Bryant’s accuser, a 19-year-old hotel desk clerk when the alleged assault occurred at the Lodge & Spa at Cordillera the night of June 30, 2003, was at the center of extraordinary scrutiny from the day the allegations became public.

In court records, Bryant’s lawyers variously described the woman as sexually voracious, mentally unstable and addicted to drugs. Her name was not published by mainstream media, but it appeared inadvertently in some court records and became widely available, along with photos, on the Internet. She lost her job and received telephone death threats.

“She just didn’t think that it was going to get this big,” a teenage friend, Brigitte Lowry, told Denver’s Rocky Mountain News last year.

The final blow – and the one with greatest repercussions in other rape prosecutions – was a ruling this summer by presiding District Judge Terry Ruckriegle to allow some evidence about the woman’s sexual activity during a critical 72 hour-period around the time of the incident.

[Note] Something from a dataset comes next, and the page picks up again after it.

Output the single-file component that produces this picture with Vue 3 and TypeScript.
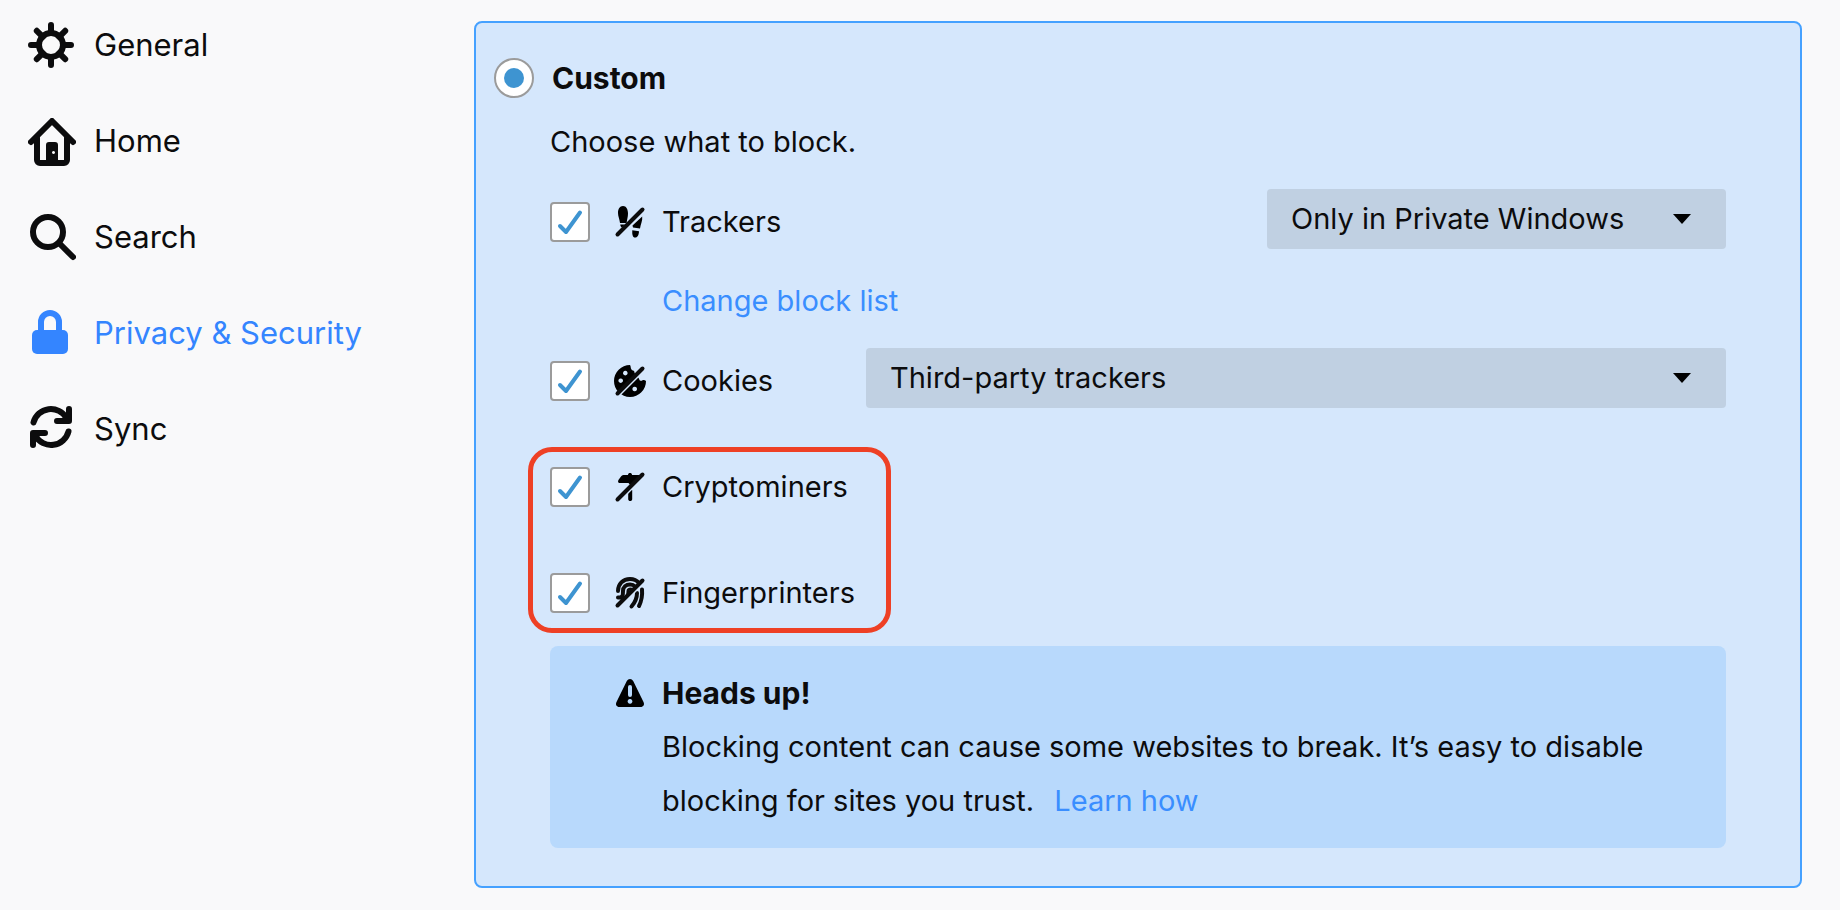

Colorado’s “rape shield law” generally prevents testimony about an alleged victim’s sexual history, but there are exceptions when the evidence could raise doubt about the source of injuries. Defense lawyers cast the evidence as critical to Bryant, 26, who faced the possibility of life in prison if convicted on the single count of felony sexual assault.

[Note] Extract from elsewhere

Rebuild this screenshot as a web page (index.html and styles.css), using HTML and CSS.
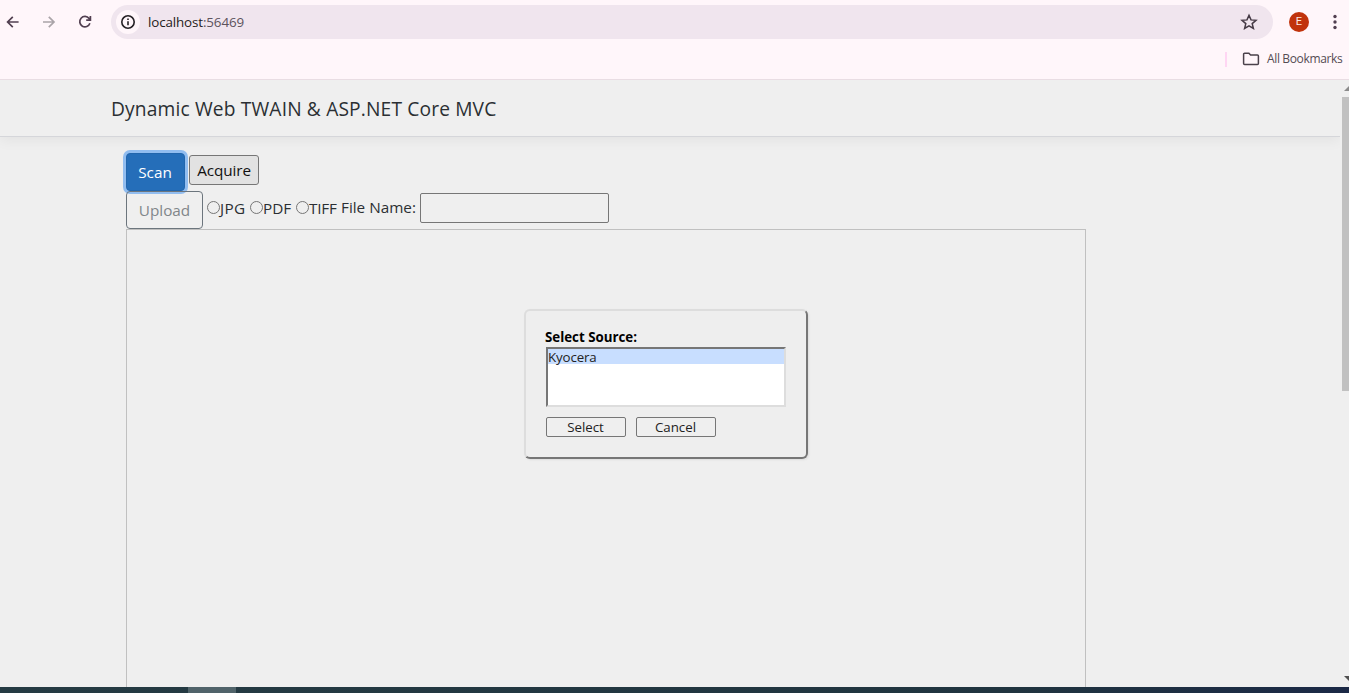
FILE: index.html
```html
<!DOCTYPE html>
<html lang="en">
<head>
<meta charset="utf-8">
<title>Dynamic Web TWAIN</title>
<link rel="stylesheet" href="styles.css">
</head>
<body>
<div class="browser">
  <div class="toolbar">
    <svg class="nav back" width="14" height="14" viewBox="0 0 14 14"><path d="M12.6 7H1.8M6.8 1.8L1.6 7l5.2 5.2"/></svg>
    <svg class="nav forward" width="14" height="14" viewBox="0 0 14 14"><path d="M1 7h10.8M6.8 1.8L12 7l-5.200 5.200"/></svg>
    <svg class="nav reload" width="14" height="14" viewBox="0 0 14 14"><path d="M11.900 8.300A5.200 5.200 0 1 1 11.100 3.500L12.200 4.700M12.400 1v4.200H8.200"/></svg>
    <div class="address">
      <span class="info"><svg width="16" height="16" viewBox="0 0 16 16"><circle cx="8" cy="8" r="6.200"/><path d="M8 7.200v4M8 4.400v1.600"/></svg></span>
      <span class="url">localhost<i>:56469</i></span>
      <svg class="star" width="18" height="18" viewBox="0 0 18 18"><path d="M9 2.300l2 4.600 5 .4-3.800 3.300 1.200 4.900L9 12.900l-4.400 2.600 1.200-4.900L2 7.300l5-.4z"/></svg>
    </div>
    <span class="avatar">E</span>
    <svg class="dots" width="4" height="16" viewBox="0 0 4 16"><circle cx="2" cy="2.500" r="1.700"/><circle cx="2" cy="8" r="1.700"/><circle cx="2" cy="13.500" r="1.700"/></svg>
  </div>
  <div class="bookmarks">
    <span class="divider"></span>
    <svg class="folder" width="18" height="14" viewBox="0 0 18 14"><path d="M2.600 1.200h4.300l1.700 1.800h6.800c.6 0 1 .4 1 1v7.400c0 .6-.4 1-1 1H2.600c-.6 0-1-.4-1-1V2.200c0-.6.4-1 1-1z"/></svg>
    <span class="bookmark-label">All Bookmarks</span>
  </div>
</div>
<div class="viewport">
  <div class="page">
    <header class="site-header"><span class="brand">Dynamic Web TWAIN &amp; ASP.NET Core MVC</span></header>
    <main class="content">
      <div class="row scan-row">
        <button class="scan"><span>Scan</span></button>
        <button class="acquire"><span>Acquire</span></button>
      </div>
      <div class="row upload-row">
        <button class="upload"><span>Upload</span></button>
        <label class="choice jpg"><b></b><span>JPG</span></label>
        <label class="choice pdf"><b></b><span>PDF</span></label>
        <label class="choice tiff"><b></b><span>TIFF</span></label>
        <span class="file-label">File Name:</span>
        <input class="file-name" type="text">
      </div>
      <div class="viewer">
        <section class="dialog">
          <div class="dialog-title"><span>Select Source:</span></div>
          <div class="sources"><div class="source"><span>Kyocera</span></div></div>
          <div class="actions"><button><span class="select-text">Select</span></button><button><span class="cancel-text">Cancel</span></button></div>
        </section>
      </div>
    </main>
  </div>
  <div class="scrollbar">
    <svg width="7" height="17" viewBox="0 0 7 17"><path d="M2 11l5-5v5z" fill="#8b8b8b"/></svg>
    <div class="thumb"></div>
    <svg class="down" width="7" height="17" viewBox="0 0 7 17"><path d="M2 6h5v5z" fill="#505050"/></svg>
  </div>
</div>
<footer class="taskbar"><span class="task"></span></footer>
</body>
</html>
```
FILE: styles.css
```css
* { box-sizing: border-box; }
body {
  margin: 0;
  width: 1349px;
  height: 693px;
  overflow: hidden;
  display: flex;
  flex-direction: column;
  background: #efefef;
  color: #2b2f33;
  font-family: "Open Sans", "Noto Sans", sans-serif;
  font-size: 15.3px;
}
svg { display: block; flex: none; }
span { white-space: nowrap; }
button { font: inherit; margin: 0; padding: 0; display: flex; align-items: center; justify-content: center; }

.browser { height: 80px; flex: none; background: #fff6fa; border-bottom: 1px solid #e9dde3; }
.toolbar { height: 44px; display: flex; align-items: center; padding: 0 12px 0 6px; }
.nav { fill: none; stroke: #513f50; stroke-width: 1.7; }
.forward { stroke: #aaa4a8; margin-left: 22px; }
.reload { margin-left: 22px; }
.back + .forward + .reload { margin-right: 19px; }
.address { width: 1162px; height: 34px; border-radius: 17px; background: #f0e5ee; display: flex; align-items: center; padding: 0 15px 0 5px; }
.info { width: 24px; height: 24px; border-radius: 50%; background: #fff6fa; display: grid; place-items: center; }
.info svg { fill: none; stroke: #242024; stroke-width: 1.6; }
.url { margin-left: 8px; font-size: 13.4px; letter-spacing: -.13px; color: #1f1b20; }
.url i { font-style: normal; color: #5c535c; }
.star { margin-left: auto; fill: none; stroke: #453a45; stroke-width: 1.5; }
.avatar { margin-left: 16px; width: 20px; height: 20px; border-radius: 50%; background: #c1330c; color: #fbe9e4; font: 11px/20px Roboto, sans-serif; text-align: center; }
.dots { margin-left: auto; fill: #513f50; }
.bookmarks { height: 30px; display: flex; align-items: center; justify-content: flex-end; padding-right: 7px; }
.divider { width: 2px; height: 15px; background: #ffd6f3; }
.folder { margin: 0 7px 0 15px; fill: none; stroke: #4a414a; stroke-width: 1.5; }
.bookmark-label { width: 75px; line-height: 16px; margin-top: -1px; font-size: 12px; letter-spacing: -.36px; color: #544c53; }

.viewport { height: 607px; flex: none; display: flex; overflow: hidden; }
.page { width: 1340px; flex: none; overflow: hidden; }
.site-header { height: 57px; padding-left: 111px; display: flex; align-items: center; border-bottom: 1px solid #d5d6da; box-shadow: 0 4px 12px rgba(0, 0, 0, .05); }
.brand { font-size: 19.2px; letter-spacing: .15px; }
.content { padding: 16px 0 0 126px; }
.row { display: flex; }
.scan-row { height: 38px; }
.scan { width: 59px; height: 38px; border: 1px solid #2266ad; border-radius: 4px; background: #256eb9; color: #fff; box-shadow: 0 0 0 3px #91bdf0; padding-right: 1px; }
.acquire { margin: 2px 0 0 4px; width: 70px; height: 30px; border: 1px solid #767676; border-radius: 3px; background: #e2e2e2; color: #111; letter-spacing: -.1px; }
.upload-row { height: 38px; }
.upload { width: 77px; height: 38px; border: 1px solid #6c757d; border-radius: 4px; background: transparent; color: #81868a; }
.choice { height: 33px; display: flex; align-items: center; }
.choice b { width: 13px; height: 13px; flex: none; border: 1px solid #767676; border-radius: 50%; }
.jpg { margin-left: 4px; width: 43px; letter-spacing: .3px; }
.pdf { width: 46px; }
.tiff { width: 45px; letter-spacing: -.2px; }
.file-label { width: 79px; line-height: 33px; }
.file-name { width: 189px; height: 30px; margin: 2px 0 0; border: 1px solid #767676; border-radius: 2px; background: transparent; }
.viewer { width: 960px; height: 500px; border: 1px solid #c0c0c0; padding: 79px 0 0 397px; }

.dialog { width: 284px; height: 150px; padding: 17px 20px; border: 2px solid; border-color: #ddd #767676 #767676 #ddd; border-radius: 6px; background: #eee; box-shadow: 1px 1px 2px #ddd; color: #222; font-size: 13.3px; letter-spacing: -.12px; }
.dialog-title { height: 19px; line-height: 19px; margin-left: -1px; font-weight: 700; color: #000; font-size: 13.3px; letter-spacing: 0; }
.sources { width: 240px; height: 60px; border: 2px solid; border-color: #767676 #ddd #ddd #767676; background: #fff; }
.source { height: 15px; line-height: 16px; background: #c8deff; }
.actions { display: flex; gap: 10px; margin-top: 10px; }
.actions button { width: 80px; height: 20px; border: 1px solid #767676; border-radius: 2px; background: #efefef; color: #222; padding-right: 1px; }
.scrollbar { width: 9px; display: flex; flex-direction: column; align-items: flex-end; background: #efefef; }
.thumb { width: 7px; height: 294px; background: #c1c1c1; }
.down { margin-top: auto; }
.taskbar { height: 6px; flex: none; padding-left: 188px; background: linear-gradient(90deg, #253b43 0%, #20343f 75%, #1b2946 100%); }
.task { display: block; width: 48px; height: 6px; background: #50636a; }
```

“The rape shield law ruling by the judge is really the reason the case tanks,” said Anderson.

Nationally, fewer than 20 percent of rapes are ever reported, Murphy said. Of those cases that do reach prosecutors, about 85 percent involve acquaintance-rape allegations, which often follow the general pattern of the Bryant case, said Karen Steinhauser, a former sex-crimes prosecutor who now is a visiting professor at the University of Denver.

“What happens is this sends a message generally about where the culture is on this issue,” Anderson said. “What this says to the average rape victim is, we, as a society, have not moved beyond a place where we are obsessed with her sexual history.”